[begin Supplied data]

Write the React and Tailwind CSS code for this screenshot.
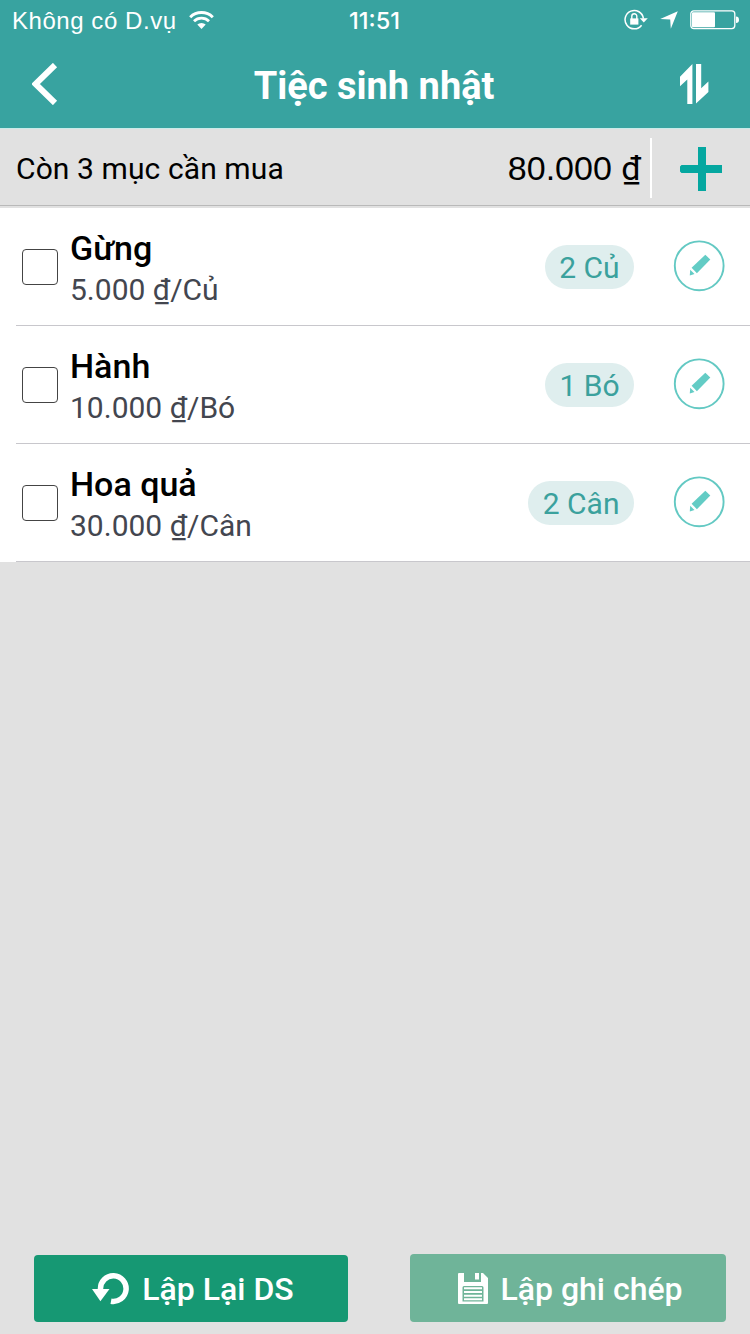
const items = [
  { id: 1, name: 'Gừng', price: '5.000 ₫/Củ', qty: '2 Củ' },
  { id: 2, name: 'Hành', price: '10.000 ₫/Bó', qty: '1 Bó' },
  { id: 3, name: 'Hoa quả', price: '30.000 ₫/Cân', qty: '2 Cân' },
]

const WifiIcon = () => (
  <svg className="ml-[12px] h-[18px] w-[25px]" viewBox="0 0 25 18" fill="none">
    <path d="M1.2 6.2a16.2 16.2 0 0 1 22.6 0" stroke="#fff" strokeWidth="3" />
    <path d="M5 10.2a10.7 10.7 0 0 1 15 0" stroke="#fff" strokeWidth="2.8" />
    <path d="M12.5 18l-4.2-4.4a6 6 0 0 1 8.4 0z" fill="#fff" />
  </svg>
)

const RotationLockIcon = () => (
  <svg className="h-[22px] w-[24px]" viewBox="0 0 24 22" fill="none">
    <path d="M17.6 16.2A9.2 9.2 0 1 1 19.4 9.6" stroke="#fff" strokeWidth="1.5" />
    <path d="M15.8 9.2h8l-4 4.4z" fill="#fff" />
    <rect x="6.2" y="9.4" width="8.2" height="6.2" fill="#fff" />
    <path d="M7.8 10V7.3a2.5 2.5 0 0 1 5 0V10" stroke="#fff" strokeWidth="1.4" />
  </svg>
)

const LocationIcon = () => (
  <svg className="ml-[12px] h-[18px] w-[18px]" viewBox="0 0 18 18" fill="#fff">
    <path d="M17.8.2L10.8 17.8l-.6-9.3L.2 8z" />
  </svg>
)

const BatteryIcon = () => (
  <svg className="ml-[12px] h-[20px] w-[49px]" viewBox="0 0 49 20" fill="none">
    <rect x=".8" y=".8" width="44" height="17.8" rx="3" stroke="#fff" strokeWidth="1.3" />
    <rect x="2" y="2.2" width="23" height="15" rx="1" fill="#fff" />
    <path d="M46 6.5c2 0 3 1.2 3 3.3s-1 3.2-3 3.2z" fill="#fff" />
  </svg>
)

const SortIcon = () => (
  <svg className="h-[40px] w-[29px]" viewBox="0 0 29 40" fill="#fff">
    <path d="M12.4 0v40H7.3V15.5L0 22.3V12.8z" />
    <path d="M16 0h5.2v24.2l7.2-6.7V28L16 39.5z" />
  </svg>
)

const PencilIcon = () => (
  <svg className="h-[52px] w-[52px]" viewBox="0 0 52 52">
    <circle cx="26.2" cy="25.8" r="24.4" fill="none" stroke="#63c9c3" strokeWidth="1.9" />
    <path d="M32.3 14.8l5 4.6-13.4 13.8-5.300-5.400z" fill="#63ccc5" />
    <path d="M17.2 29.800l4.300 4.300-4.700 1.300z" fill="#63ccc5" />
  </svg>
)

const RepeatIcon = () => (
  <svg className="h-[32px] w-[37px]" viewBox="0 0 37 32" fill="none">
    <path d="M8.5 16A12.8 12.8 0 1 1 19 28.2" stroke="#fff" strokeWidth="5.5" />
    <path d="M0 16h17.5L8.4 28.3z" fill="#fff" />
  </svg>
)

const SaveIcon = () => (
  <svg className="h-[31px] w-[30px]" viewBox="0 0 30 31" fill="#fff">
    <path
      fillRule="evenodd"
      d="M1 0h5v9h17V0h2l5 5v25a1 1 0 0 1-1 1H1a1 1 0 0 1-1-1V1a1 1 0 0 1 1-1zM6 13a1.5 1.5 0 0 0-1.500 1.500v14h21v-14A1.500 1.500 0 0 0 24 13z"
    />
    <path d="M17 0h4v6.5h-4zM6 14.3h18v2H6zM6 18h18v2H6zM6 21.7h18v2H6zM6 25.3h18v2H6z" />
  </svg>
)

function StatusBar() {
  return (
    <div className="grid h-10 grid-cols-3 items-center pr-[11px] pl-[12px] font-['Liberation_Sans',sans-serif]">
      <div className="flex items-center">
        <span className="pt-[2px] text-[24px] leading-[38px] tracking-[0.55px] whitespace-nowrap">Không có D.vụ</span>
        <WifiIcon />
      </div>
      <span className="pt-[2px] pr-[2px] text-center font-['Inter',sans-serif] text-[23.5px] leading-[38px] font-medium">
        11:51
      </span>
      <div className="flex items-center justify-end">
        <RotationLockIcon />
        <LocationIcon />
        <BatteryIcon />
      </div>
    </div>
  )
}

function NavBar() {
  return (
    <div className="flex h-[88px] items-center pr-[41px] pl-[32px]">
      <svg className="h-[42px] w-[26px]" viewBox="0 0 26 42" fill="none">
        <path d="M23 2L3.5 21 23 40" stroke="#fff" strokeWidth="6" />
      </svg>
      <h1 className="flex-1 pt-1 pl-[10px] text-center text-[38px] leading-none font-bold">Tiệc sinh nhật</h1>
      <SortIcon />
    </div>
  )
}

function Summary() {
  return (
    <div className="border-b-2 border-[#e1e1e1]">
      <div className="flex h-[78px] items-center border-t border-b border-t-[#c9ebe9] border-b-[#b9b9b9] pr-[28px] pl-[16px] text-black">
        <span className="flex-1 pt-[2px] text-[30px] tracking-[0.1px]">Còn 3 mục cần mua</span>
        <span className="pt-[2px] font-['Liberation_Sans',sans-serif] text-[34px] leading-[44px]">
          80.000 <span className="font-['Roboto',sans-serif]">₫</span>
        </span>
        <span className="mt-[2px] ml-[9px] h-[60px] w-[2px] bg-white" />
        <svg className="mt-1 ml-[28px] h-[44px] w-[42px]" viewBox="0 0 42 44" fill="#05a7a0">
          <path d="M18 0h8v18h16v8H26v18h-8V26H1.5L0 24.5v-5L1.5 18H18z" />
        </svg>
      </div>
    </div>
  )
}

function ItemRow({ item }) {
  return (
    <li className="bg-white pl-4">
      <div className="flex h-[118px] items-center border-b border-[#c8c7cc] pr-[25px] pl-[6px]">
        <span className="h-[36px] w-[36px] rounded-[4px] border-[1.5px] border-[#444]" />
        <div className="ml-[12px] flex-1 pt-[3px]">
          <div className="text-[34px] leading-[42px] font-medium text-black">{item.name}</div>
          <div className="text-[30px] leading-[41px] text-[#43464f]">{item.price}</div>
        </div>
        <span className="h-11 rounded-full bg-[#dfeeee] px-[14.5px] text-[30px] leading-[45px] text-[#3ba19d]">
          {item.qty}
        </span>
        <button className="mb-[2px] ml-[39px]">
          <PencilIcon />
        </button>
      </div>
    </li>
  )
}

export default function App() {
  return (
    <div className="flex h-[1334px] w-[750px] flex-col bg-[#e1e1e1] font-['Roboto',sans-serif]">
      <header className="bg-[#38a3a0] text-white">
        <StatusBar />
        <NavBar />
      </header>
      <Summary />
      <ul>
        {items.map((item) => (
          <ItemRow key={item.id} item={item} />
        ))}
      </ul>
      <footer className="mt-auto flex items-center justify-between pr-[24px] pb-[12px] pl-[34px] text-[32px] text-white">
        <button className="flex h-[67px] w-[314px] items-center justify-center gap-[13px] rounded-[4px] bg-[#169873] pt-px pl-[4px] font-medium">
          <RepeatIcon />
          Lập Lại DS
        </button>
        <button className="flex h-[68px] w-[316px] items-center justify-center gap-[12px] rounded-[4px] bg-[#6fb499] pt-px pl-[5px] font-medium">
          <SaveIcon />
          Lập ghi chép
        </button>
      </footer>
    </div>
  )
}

[end Supplied data]

Each line of the data should be quoted exactly, with pictures left out.

Write the React and Tailwind CSS code for this screenshot.
const items = [
  { id: 1, name: 'Gừng', price: '5.000 ₫/Củ', qty: '2 Củ' },
  { id: 2, name: 'Hành', price: '10.000 ₫/Bó', qty: '1 Bó' },
  { id: 3, name: 'Hoa quả', price: '30.000 ₫/Cân', qty: '2 Cân' },
]

const WifiIcon = () => (
  <svg className="ml-[12px] h-[18px] w-[25px]" viewBox="0 0 25 18" fill="none">
    <path d="M1.2 6.2a16.2 16.2 0 0 1 22.6 0" stroke="#fff" strokeWidth="3" />
    <path d="M5 10.2a10.7 10.7 0 0 1 15 0" stroke="#fff" strokeWidth="2.8" />
    <path d="M12.5 18l-4.2-4.4a6 6 0 0 1 8.4 0z" fill="#fff" />
  </svg>
)

const RotationLockIcon = () => (
  <svg className="h-[22px] w-[24px]" viewBox="0 0 24 22" fill="none">
    <path d="M17.6 16.2A9.2 9.2 0 1 1 19.4 9.6" stroke="#fff" strokeWidth="1.5" />
    <path d="M15.8 9.2h8l-4 4.4z" fill="#fff" />
    <rect x="6.2" y="9.4" width="8.2" height="6.2" fill="#fff" />
    <path d="M7.8 10V7.3a2.5 2.5 0 0 1 5 0V10" stroke="#fff" strokeWidth="1.4" />
  </svg>
)

const LocationIcon = () => (
  <svg className="ml-[12px] h-[18px] w-[18px]" viewBox="0 0 18 18" fill="#fff">
    <path d="M17.8.2L10.8 17.8l-.6-9.3L.2 8z" />
  </svg>
)

const BatteryIcon = () => (
  <svg className="ml-[12px] h-[20px] w-[49px]" viewBox="0 0 49 20" fill="none">
    <rect x=".8" y=".8" width="44" height="17.8" rx="3" stroke="#fff" strokeWidth="1.3" />
    <rect x="2" y="2.2" width="23" height="15" rx="1" fill="#fff" />
    <path d="M46 6.5c2 0 3 1.2 3 3.3s-1 3.2-3 3.2z" fill="#fff" />
  </svg>
)

const SortIcon = () => (
  <svg className="h-[40px] w-[29px]" viewBox="0 0 29 40" fill="#fff">
    <path d="M12.4 0v40H7.3V15.5L0 22.3V12.8z" />
    <path d="M16 0h5.2v24.2l7.2-6.7V28L16 39.5z" />
  </svg>
)

const PencilIcon = () => (
  <svg className="h-[52px] w-[52px]" viewBox="0 0 52 52">
    <circle cx="26.2" cy="25.8" r="24.4" fill="none" stroke="#63c9c3" strokeWidth="1.9" />
    <path d="M32.3 14.8l5 4.6-13.4 13.8-5.300-5.400z" fill="#63ccc5" />
    <path d="M17.2 29.800l4.300 4.300-4.700 1.300z" fill="#63ccc5" />
  </svg>
)

const RepeatIcon = () => (
  <svg className="h-[32px] w-[37px]" viewBox="0 0 37 32" fill="none">
    <path d="M8.5 16A12.8 12.8 0 1 1 19 28.2" stroke="#fff" strokeWidth="5.5" />
    <path d="M0 16h17.5L8.4 28.3z" fill="#fff" />
  </svg>
)

const SaveIcon = () => (
  <svg className="h-[31px] w-[30px]" viewBox="0 0 30 31" fill="#fff">
    <path
      fillRule="evenodd"
      d="M1 0h5v9h17V0h2l5 5v25a1 1 0 0 1-1 1H1a1 1 0 0 1-1-1V1a1 1 0 0 1 1-1zM6 13a1.5 1.5 0 0 0-1.500 1.500v14h21v-14A1.500 1.500 0 0 0 24 13z"
    />
    <path d="M17 0h4v6.5h-4zM6 14.3h18v2H6zM6 18h18v2H6zM6 21.7h18v2H6zM6 25.3h18v2H6z" />
  </svg>
)

function StatusBar() {
  return (
    <div className="grid h-10 grid-cols-3 items-center pr-[11px] pl-[12px] font-['Liberation_Sans',sans-serif]">
      <div className="flex items-center">
        <span className="pt-[2px] text-[24px] leading-[38px] tracking-[0.55px] whitespace-nowrap">Không có D.vụ</span>
        <WifiIcon />
      </div>
      <span className="pt-[2px] pr-[2px] text-center font-['Inter',sans-serif] text-[23.5px] leading-[38px] font-medium">
        11:51
      </span>
      <div className="flex items-center justify-end">
        <RotationLockIcon />
        <LocationIcon />
        <BatteryIcon />
      </div>
    </div>
  )
}

function NavBar() {
  return (
    <div className="flex h-[88px] items-center pr-[41px] pl-[32px]">
      <svg className="h-[42px] w-[26px]" viewBox="0 0 26 42" fill="none">
        <path d="M23 2L3.5 21 23 40" stroke="#fff" strokeWidth="6" />
      </svg>
      <h1 className="flex-1 pt-1 pl-[10px] text-center text-[38px] leading-none font-bold">Tiệc sinh nhật</h1>
      <SortIcon />
    </div>
  )
}

function Summary() {
  return (
    <div className="border-b-2 border-[#e1e1e1]">
      <div className="flex h-[78px] items-center border-t border-b border-t-[#c9ebe9] border-b-[#b9b9b9] pr-[28px] pl-[16px] text-black">
        <span className="flex-1 pt-[2px] text-[30px] tracking-[0.1px]">Còn 3 mục cần mua</span>
        <span className="pt-[2px] font-['Liberation_Sans',sans-serif] text-[34px] leading-[44px]">
          80.000 <span className="font-['Roboto',sans-serif]">₫</span>
        </span>
        <span className="mt-[2px] ml-[9px] h-[60px] w-[2px] bg-white" />
        <svg className="mt-1 ml-[28px] h-[44px] w-[42px]" viewBox="0 0 42 44" fill="#05a7a0">
          <path d="M18 0h8v18h16v8H26v18h-8V26H1.5L0 24.5v-5L1.5 18H18z" />
        </svg>
      </div>
    </div>
  )
}

function ItemRow({ item }) {
  return (
    <li className="bg-white pl-4">
      <div className="flex h-[118px] items-center border-b border-[#c8c7cc] pr-[25px] pl-[6px]">
        <span className="h-[36px] w-[36px] rounded-[4px] border-[1.5px] border-[#444]" />
        <div className="ml-[12px] flex-1 pt-[3px]">
          <div className="text-[34px] leading-[42px] font-medium text-black">{item.name}</div>
          <div className="text-[30px] leading-[41px] text-[#43464f]">{item.price}</div>
        </div>
        <span className="h-11 rounded-full bg-[#dfeeee] px-[14.5px] text-[30px] leading-[45px] text-[#3ba19d]">
          {item.qty}
        </span>
        <button className="mb-[2px] ml-[39px]">
          <PencilIcon />
        </button>
      </div>
    </li>
  )
}

export default function App() {
  return (
    <div className="flex h-[1334px] w-[750px] flex-col bg-[#e1e1e1] font-['Roboto',sans-serif]">
      <header className="bg-[#38a3a0] text-white">
        <StatusBar />
        <NavBar />
      </header>
      <Summary />
      <ul>
        {items.map((item) => (
          <ItemRow key={item.id} item={item} />
        ))}
      </ul>
      <footer className="mt-auto flex items-center justify-between pr-[24px] pb-[12px] pl-[34px] text-[32px] text-white">
        <button className="flex h-[67px] w-[314px] items-center justify-center gap-[13px] rounded-[4px] bg-[#169873] pt-px pl-[4px] font-medium">
          <RepeatIcon />
          Lập Lại DS
        </button>
        <button className="flex h-[68px] w-[316px] items-center justify-center gap-[12px] rounded-[4px] bg-[#6fb499] pt-px pl-[5px] font-medium">
          <SaveIcon />
          Lập ghi chép
        </button>
      </footer>
    </div>
  )
}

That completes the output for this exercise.